L’arrière-garde de la flotte se heurte à un dilemme : faut-il rejoindre l’alizé vers le sud ou bien prendre la route directe, au risque de s’encalminer dans ce que Chateaubriand appelait « les molles intumescences de la mer » et que les marins nomment la « pétole » : le calme plat ? Il faut avoir une sacrée vie intérieure quand l’alizé s’éteint et que l’océan clapote, huileux.

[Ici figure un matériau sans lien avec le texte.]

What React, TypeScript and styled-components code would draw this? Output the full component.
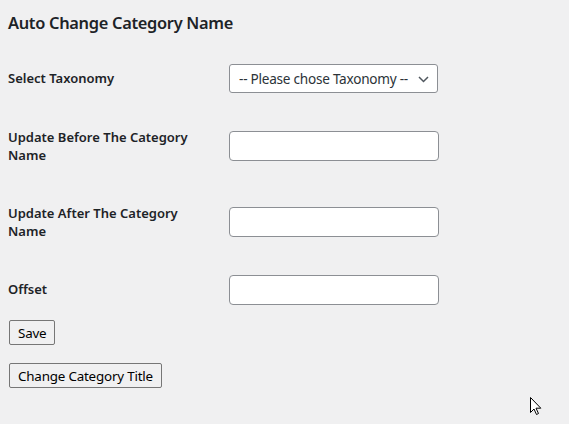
import styled, { createGlobalStyle } from "styled-components";

const GlobalStyle = createGlobalStyle`
  html, body {
    margin: 0;
    background: #f0f0f1;
  }
  body {
    font-family: "Noto Sans", "Open Sans", sans-serif;
    color: #1d2327;
    font-size: 13px;
  }
`;

const Page = styled.div`
  position: relative;
  min-height: 424px;
  padding: 11px 8px 0;
  box-sizing: border-box;
`;

const Title = styled.h2`
  margin: 0 0 15px;
  font-size: 16.4px;
  line-height: 23px;
  font-weight: 600;
  letter-spacing: -0.3px;
  color: #1d2327;
`;

const FormTable = styled.div`
  display: flex;
  flex-direction: column;
`;

const Row = styled.div`
  display: flex;
  align-items: center;
`;

const Label = styled.label`
  width: 211px;
  align-self: flex-start;
  box-sizing: border-box;
  padding: 20px 10px 20px 0;
  font-size: 13px;
  line-height: 18px;
  font-weight: 600;
`;

const Field = styled.div`
  position: relative;
  padding: 15px 10px;
`;

const Select = styled.select`
  appearance: none;
  width: 209px;
  height: 29px;
  padding: 0 24px 0 9px;
  border: 1px solid #8c8f94;
  border-radius: 3px;
  background: #fff;
  color: #2c3338;
  font-family: inherit;
  font-size: 13.6px;
  letter-spacing: -0.25px;
`;

const Chevron = styled.svg`
  position: absolute;
  right: 19px;
  top: 50%;
  margin-top: -3px;
  pointer-events: none;
`;

const TextInput = styled.input`
  width: 210px;
  height: 30px;
  box-sizing: border-box;
  border: 1px solid #8c8f94;
  border-radius: 4px;
  background: #fff;
  font-family: inherit;
  font-size: 14px;
`;

const Actions = styled.div<{ $top: number }>`
  margin-top: ${(p) => p.$top}px;
  padding-left: 1px;
`;

const Button = styled.button`
  height: 25px;
  padding: 0 8px;
  border: 1px solid #767676;
  border-radius: 2px;
  background: transparent;
  color: #000;
  font-family: inherit;
  font-size: 13.4px;
  letter-spacing: -0.2px;
  line-height: 20px;
`;

const Cursor = styled.svg`
  position: absolute;
  left: 530px;
  top: 397px;
`;

export default function App() {
  const textFields: [string, number][] = [
    ["Update Before The Category Name", 1],
    ["Update After The Category Name", 2],
    ["Offset", 3],
  ];

  return (
    <>
      <GlobalStyle />
      <Page>
        <Title>Auto Change Category Name</Title>
        <FormTable>
          <Row>
            <Label>Select Taxonomy</Label>
            <Field>
              <Select defaultValue="">
                <option value="">-- Please chose Taxonomy --</option>
              </Select>
              <Chevron width="11" height="7" viewBox="0 0 11 7">
                <path d="M1 1 L5.5 5.5 L10 1" fill="none" stroke="#50575e" strokeWidth="1.5" />
              </Chevron>
            </Field>
          </Row>
          {textFields.map(([label, id]) => (
            <Row key={id}>
              <Label>{label}</Label>
              <Field>
                <TextInput type="text" />
              </Field>
            </Row>
          ))}
        </FormTable>
        <Actions $top={0}>
          <Button>Save</Button>
        </Actions>
        <Actions $top={18}>
          <Button>Change Category Title</Button>
        </Actions>
        <Cursor width="12" height="19" viewBox="0 0 12 19">
          <path
            d="M0.5 0.5 L0.5 15.5 L4 12 L6.5 17.5 L8.5 16.5 L6 11.2 L10.8 11.2 Z"
            fill="#fff"
            stroke="#000"
            strokeWidth="1"
            strokeLinejoin="round"
          />
        </Cursor>
      </Page>
    </>
  );
}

C’est cela la Mini : une glissade à la surface doublée d’une descente au profond de soi. Une expérience de la solitude extrême, de la dilatation du temps ; un plongeon dans l’immensité avec l’audace et la tactique pour seul recours. Bref, un art de la guerre pacifiste. Et l’espoir de tracer de belles lignes sur la peau de l’océan. De déchiffrer le vent, de griffer légèrement la mer et – peut-être – d’inscrire son nom dans la légende.